Ch. 45.-Reform Bill. An act was passed, consisting of eightytwo sections, 'to amend the Representation of the people in England and Wales.'
Sec. 1.-Each of the boroughs enumerated in the schedule marked (A) shall, after the end of the present parliament, cease to return any member to serve in parliament.

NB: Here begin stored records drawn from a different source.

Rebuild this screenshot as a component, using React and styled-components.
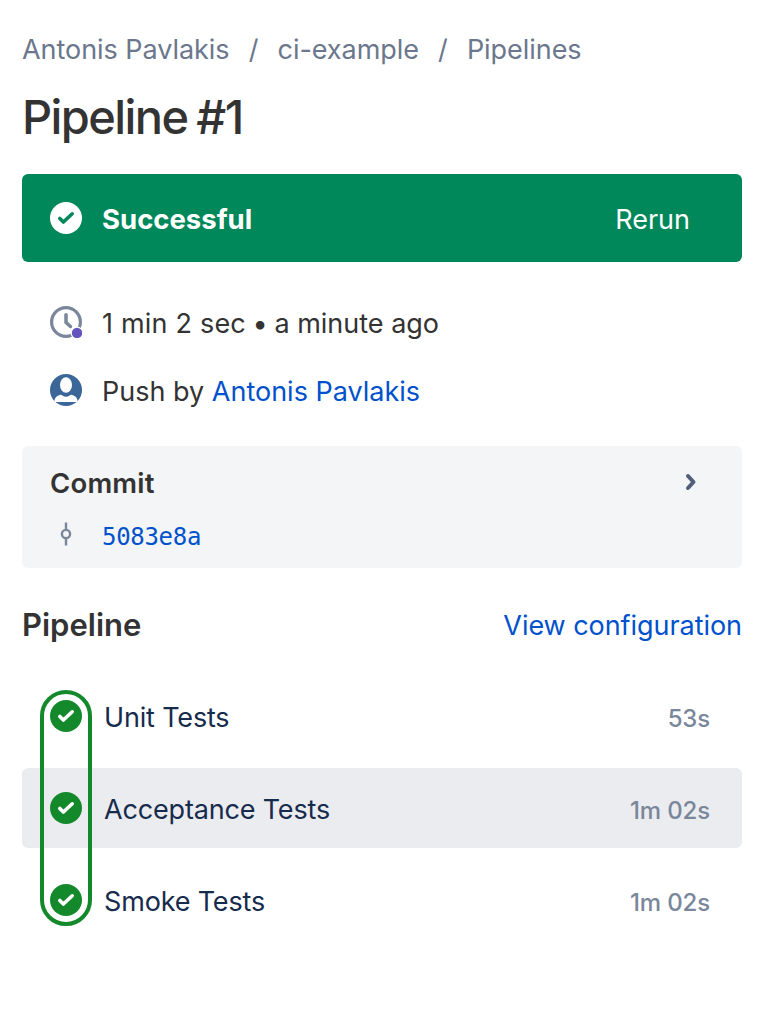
import React from "react";
import styled, { createGlobalStyle } from "styled-components";

const GlobalStyle = createGlobalStyle`
  *, *::before, *::after { box-sizing: border-box; }
  body {
    margin: 0;
    background: #fff;
    color: #333;
    font: 400 27px/40px Inter, "Liberation Sans", sans-serif;
  }
  h1, h2, h3, p, ul, ol { margin: 0; padding: 0; }
  svg { display: block; flex: none; }
`;

const Page = styled.main`
  width: 762px;
  min-height: 1036px;
  padding: 30px 20px 0 22px;
`;

const Breadcrumbs = styled.nav`
  display: flex;
  color: #6b778c;
`;

const Crumb = styled.span`
  letter-spacing: -0.05px;
  & + &::before {
    content: "/";
    display: inline-block;
    width: 48px;
    text-align: center;
  }
`;

const Title = styled.h1`
  margin-top: 17px;
  font-size: 47px;
  font-weight: 500;
  line-height: 60px;
  letter-spacing: -1.6px;
  word-spacing: -2px;
`;

const Banner = styled.section`
  display: flex;
  align-items: center;
  height: 88px;
  margin-top: 27px;
  padding: 0 52px 0 28px;
  border-radius: 6px;
  background: #00875a;
  color: #fff;
`;

const BannerText = styled.strong`
  flex: 1;
  margin-left: 20px;
  padding-top: 2px;
  font-size: 27.5px;
  font-weight: 700;
`;

const TextButton = styled.button`
  padding: 3px 0 0;
  border: 0;
  background: none;
  color: inherit;
  font: inherit;
`;

const Details = styled.div`
  display: grid;
  gap: 28px;
  padding: 40px 28px 0;
`;

const DetailRow = styled.div`
  display: flex;
  align-items: center;
  gap: 20px;
  height: 40px;
`;

const Link = styled.a`
  color: #0052cc;
`;

const DetailText = styled.p`
  padding-top: 3px;
`;

const Elapsed = styled.span`
  letter-spacing: 0.2px;
`;

const Separator = styled.span`
  margin: 0 -1px;
`;

const CommitCard = styled.section`
  height: 122px;
  margin-top: 36px;
  padding: 16px 44px 0 28px;
  border-radius: 6px;
  background: #f4f5f7;
`;

const CardHeader = styled.header`
  display: flex;
  align-items: center;
  justify-content: space-between;
  height: 41px;
`;

const Heading = styled.h2`
  font-size: ${(p) => p.$size || 27}px;
  font-weight: 600;
  letter-spacing: ${(p) => p.$spacing || 0}px;
`;

const CommitRow = styled.div`
  display: flex;
  align-items: center;
  gap: 20px;
  height: 40px;
  margin-top: 11px;
`;

const Hash = styled.a`
  padding-top: 5px;
  color: #0052cc;
  font: 24px/40px "DejaVu Sans Mono", monospace;
  letter-spacing: -0.3px;
`;

const SectionHeader = styled.header`
  display: flex;
  justify-content: space-between;
  height: 41px;
  margin-top: 37px;
`;

const ConfigLink = styled(Link)`
  padding-top: 1px;
  letter-spacing: -0.05px;
`;

const Stages = styled.ol`
  position: relative;
  display: grid;
  gap: 12px;
  margin-top: 30px;
  list-style: none;
`;

const StageGroup = styled.span`
  position: absolute;
  top: 14px;
  bottom: 14px;
  left: 18px;
  width: 52px;
  border: 4px solid #14892c;
  border-radius: 26px;
`;

const Stage = styled.li`
  display: flex;
  align-items: center;
  height: 80px;
  padding: 0 32px 0 28px;
  border-radius: 6px;
  background: ${(p) => (p.$active ? "#ebecf0" : "transparent")};
  color: #172b4d;
`;

const StageName = styled.span`
  flex: 1;
  margin-left: 22px;
  padding-top: 4px;
  letter-spacing: -0.17px;
`;

const Duration = styled.span`
  padding-top: 6px;
  color: #7a869a;
  font-size: 24px;
  font-weight: 500;
  letter-spacing: -0.15px;
`;

function CheckCircle({ fill, mark }) {
  return (
    <svg width="32" height="32" viewBox="4 4 16 16">
      <circle cx="12" cy="12" r="8" fill={fill} />
      <path
        d="M8.9 12.2L10.7 14L15.1 9.9"
        fill="none"
        stroke={mark}
        strokeWidth="1.8"
        strokeLinecap="round"
        strokeLinejoin="round"
      />
    </svg>
  );
}

function ClockIcon() {
  return (
    <svg width="32" height="32" viewBox="0 0 32 32" fill="none">
      <circle cx="16" cy="16" r="14.4" stroke="#7a869a" strokeWidth="3.2" />
      <path d="M16 8.8V16.5L20.5 20.5" stroke="#7a869a" strokeWidth="3.5" strokeLinecap="round" strokeLinejoin="round" />
      <circle cx="27" cy="27" r="6.5" fill="#fff" />
      <circle cx="27" cy="27" r="5.2" fill="#6554c0" />
    </svg>
  );
}

function AvatarIcon() {
  return (
    <svg width="32" height="32" viewBox="0 0 32 32">
      <circle cx="16" cy="16" r="16" fill="#3b6698" />
      <ellipse cx="16" cy="11" rx="6" ry="7.8" fill="#fff" />
      <path d="M4.400 28c0-4 2-6.200 6.200-7.200 1.300 0 2.700 2 5.400 2s4.100-2 5.400-2c4.200 1 6.200 3.200 6.200 7.200z" fill="#fff" />
    </svg>
  );
}

function CommitIcon() {
  return (
    <svg width="32" height="32" viewBox="0 0 32 32" fill="none" stroke="#7a869a">
      <circle cx="16" cy="16" r="4.1" strokeWidth="2.4" />
      <path d="M16 4.5V11M16 21V27.5" strokeWidth="2.4" />
    </svg>
  );
}

function ChevronIcon() {
  return (
    <svg width="14" height="20" viewBox="0 0 14 20" fill="none">
      <path d="M4 3L9.5 9L4 15" stroke="#505f79" strokeWidth="4" strokeLinecap="round" strokeLinejoin="round" />
    </svg>
  );
}

const stages = [
  { name: "Unit Tests", time: "53s" },
  { name: "Acceptance Tests", time: "1m 02s", active: true },
  { name: "Smoke Tests", time: "1m 02s" },
];

export default function App() {
  return (
    <Page>
      <GlobalStyle />
      <Breadcrumbs>
        <Crumb>Antonis Pavlakis</Crumb>
        <Crumb>ci-example</Crumb>
        <Crumb>Pipelines</Crumb>
      </Breadcrumbs>
      <Title>Pipeline #1</Title>
      <Banner>
        <CheckCircle fill="#fff" mark="#00875a" />
        <BannerText>Successful</BannerText>
        <TextButton>Rerun</TextButton>
      </Banner>
      <Details>
        <DetailRow>
          <ClockIcon />
          <DetailText>
            <Elapsed>1 min 2 sec</Elapsed> <Separator>•</Separator> a minute ago
          </DetailText>
        </DetailRow>
        <DetailRow>
          <AvatarIcon />
          <DetailText>
            Push by <Link>Antonis Pavlakis</Link>
          </DetailText>
        </DetailRow>
      </Details>
      <CommitCard>
        <CardHeader>
          <Heading $size={27.5} $spacing={0.2}>Commit</Heading>
          <ChevronIcon />
        </CardHeader>
        <CommitRow>
          <CommitIcon />
          <Hash>5083e8a</Hash>
        </CommitRow>
      </CommitCard>
      <SectionHeader>
        <Heading $size={31}>Pipeline</Heading>
        <ConfigLink>View configuration</ConfigLink>
      </SectionHeader>
      <Stages>
        {stages.map((s) => (
          <Stage key={s.name} $active={s.active}>
            <CheckCircle fill="#14892c" mark="#fff" />
            <StageName>{s.name}</StageName>
            <Duration>{s.time}</Duration>
          </Stage>
        ))}
        <StageGroup />
      </Stages>
    </Page>
  );
}
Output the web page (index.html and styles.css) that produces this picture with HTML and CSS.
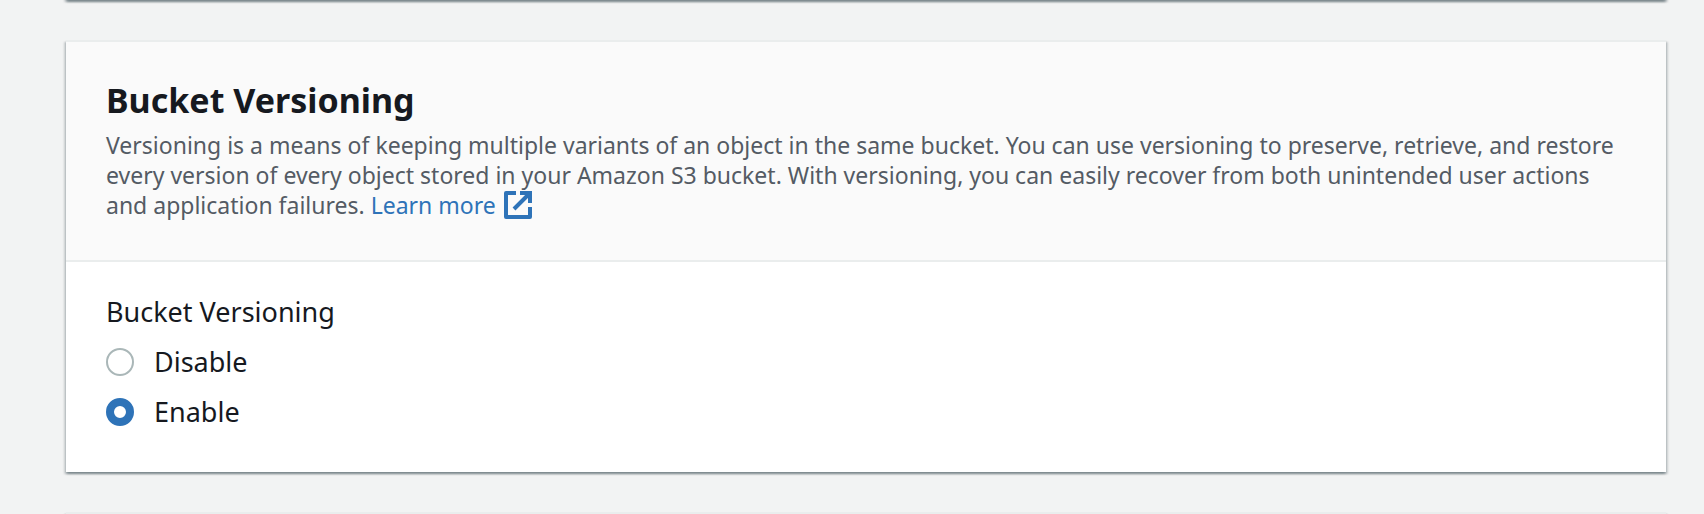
FILE: index.html
```html
<!DOCTYPE html>
<html lang="en">
<head>
<meta charset="utf-8">
<title>Bucket Versioning</title>
<link rel="stylesheet" href="styles.css">
</head>
<body>
<main class="page">
  <div class="card card-previous"></div>
  <section class="card">
    <header class="card-header">
      <h2 class="card-title">Bucket Versioning</h2>
      <p class="card-description">Versioning is a means of keeping multiple variants of an object in the same bucket. You can use versioning to preserve, retrieve, and restore every version of every object stored in your Amazon S3 bucket. With versioning, you can easily recover from both unintended user actions and application failures. <a class="link" href="#learn-more">Learn more<svg class="link-icon" viewBox="0 0 28 28" aria-hidden="true"><path stroke-linejoin="round" d="M12 2H2v24h24V16"/><path d="M16 2h10v10M26 2L10 18"/></svg></a></p>
    </header>
    <fieldset class="card-body">
      <legend class="field-label">Bucket Versioning</legend>
      <label class="option"><input class="radio" type="radio" name="versioning" value="disable">Disable</label>
      <label class="option"><input class="radio" type="radio" name="versioning" value="enable" checked>Enable</label>
    </fieldset>
  </section>
  <div class="card"></div>
</main>
</body>
</html>
```
FILE: styles.css
```css
* {
  box-sizing: border-box;
}

body {
  margin: 0;
  background: #f2f3f3;
  color: #16191f;
  font-family: "Noto Sans", "Open Sans", sans-serif;
}

.page {
  display: flex;
  flex-direction: column;
  gap: 40px;
  padding: 0 38px 0 66px;
}

.card {
  background: #fff;
  border-top: 2px solid #eaeded;
  box-shadow:
    0 2px 2px 0 rgba(0, 28, 36, 0.3),
    2px 2px 2px 0 rgba(0, 28, 36, 0.15),
    -2px 2px 2px 0 rgba(0, 28, 36, 0.15);
}

.card-previous {
  height: 20px;
  margin-top: -20px;
}

.card-header {
  padding: 36px 40px 40px;
  background: #fafafa;
  border-bottom: 2px solid #eaeded;
}

.card-title {
  margin: 0;
  font-size: 34px;
  line-height: 44px;
}

.card-description {
  margin: 8px 0 0;
  color: #545b64;
  font-size: 23px;
  line-height: 30px;
}

.link {
  color: #2e73b8;
  text-decoration: none;
  white-space: nowrap;
}

.link-icon {
  width: 28px;
  height: 28px;
  margin-left: 8px;
  vertical-align: -5px;
  fill: none;
  stroke: currentColor;
  stroke-width: 4;
}

.card-body {
  display: flex;
  flex-direction: column;
  gap: 10px;
  margin: 0;
  padding: 30px 40px 40px;
  border: 0;
}

.field-label {
  float: left;
  padding: 0;
  font-size: 27px;
  line-height: 40px;
}

.option {
  display: flex;
  align-items: center;
  gap: 20px;
  font-size: 27px;
  line-height: 40px;
}

.radio {
  appearance: none;
  width: 28px;
  height: 28px;
  margin: 0;
  background: #fff;
  border: 2px solid #aab7b8;
  border-radius: 50%;
}

.radio:checked {
  border: 8px solid #2e73b8;
}
```
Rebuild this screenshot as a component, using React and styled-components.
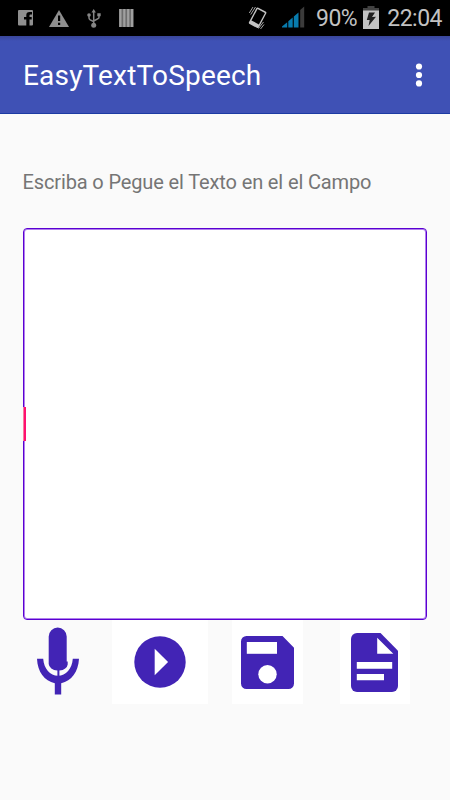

Schedule (A). Old Sarum, Wiltshire; Newtown, Isle of Wight; St. Michael's, Cornwall; Gatton, Surrey; Bramber, Sussex; Bossiney, Cornwall; Dunwick, Suffolk ; Ludgershall, Wiltshire; St. Mawe's, Cornwall; Beeralston, Devonshire; West Love, Cornwall; St. Germain's, Cornwall; Newport, Cornwall; Blechingley, Surrey; Aldborough, Yorkshire; Camelford, Cornwall; Hindon, Wiltshire; East Love, Cornwall; Corfe Castle, Dorsetshire; Great Bedwin, Wiltshire; Yarmouth, Isle of Wight; Queensborough, Kent; Castle Rising, Norfolk; East Grinstead, Sussex ; Higham Ferrers, Northamptonshire ; Wendover, Buckinghamshire; Weobly, Herefordshire; Winchelsea, Sussex ; Tregony, Cornwall; Haslemere, Surrey; Saltash, Cornwall; Oxford, Suffolk ; Callington, Cornwall; Newton, Lancashire; Ilchester, Somersetshire; Boroughbridge, Yorkshire; Stockbridge, Hampshire; New Romney, Kent; Hedon, Yorkshire; Plympton, Devonshire; Seaford, Sussex; Heytesbury, Wiltshire ; Steyning, Sussex ; Whitchurch, Hampshire ; Wootton Bassett, Wiltshire; Downton, Wiltshire; Fowey, Cornwall; Milborne Port, Somersetshire; Aldeburgh, Suffolk; Minehead, Somersetshire; Bishop's Castle, Shropshire; Okehampton, Devonshire; Appleby, Westmoreland ; Lostwithiel, Cornwall; Brackley, Northamptonshire ; Amersham, Buckinghamshire.